Inside the refurbished lobby the other day, workers were finishing the installation of an intricate, floor-to-ceiling red wool temporary sculpture called “The Network,” by the Japanese artist Chiharu Shiota.
Maltzan said he was guided by the idea of making the building more transparent — doors have been widened and new windows installed, overlooking the street — and thus more inviting. Still, he said, when he took the commission, he was daunted at the idea of redoing a building that had been designed by someone of Barnes’s stature. “I was freaked; I was messing around with this extremely well-known architect,” he said.
Maltzan flew to meet with Barnes at his home in Cambridge, Mass. “He said, ‘You should feel completely free to do whatever you need to do,’” Maltzan said.
Pittman, a longtime art professor at U.C.L.A. whose work has been displayed at the Hammer, said he had asked Philbin to consider leaving New York back in the 1990s because of his concern at the state of the museum. “The building was dark, dirty, dead,” he said. “No one thought of going there.”
Now, “it’s a world-class museum,” Pittman said. “It’s not an enormous museum. But it is a world-class museum.”
This project has defined Philbin’s years at the Hammer, and now that it is approaching its conclusion, some of her friends and artists who have worked with her wonder if Philbin’s tenure at the Hammer is coming to an end.
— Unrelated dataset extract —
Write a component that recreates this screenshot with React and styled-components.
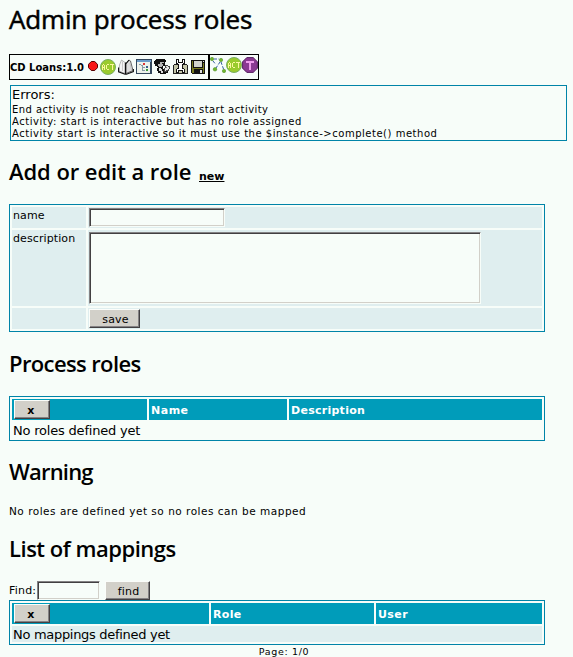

But retirement is one topic (along with her age) that Philbin will not discuss. “I will not answer the swan song question right now,” she said over lunch at Lulu.
“I will say I feel like we have achieved something really important and lasting for this institution, and I’m proud,” she said, adding: “I think if I had known it was going to take 20 years and cost $90 million, I would have thought, ‘No, I’m not up for this.’ But you know how those things go.”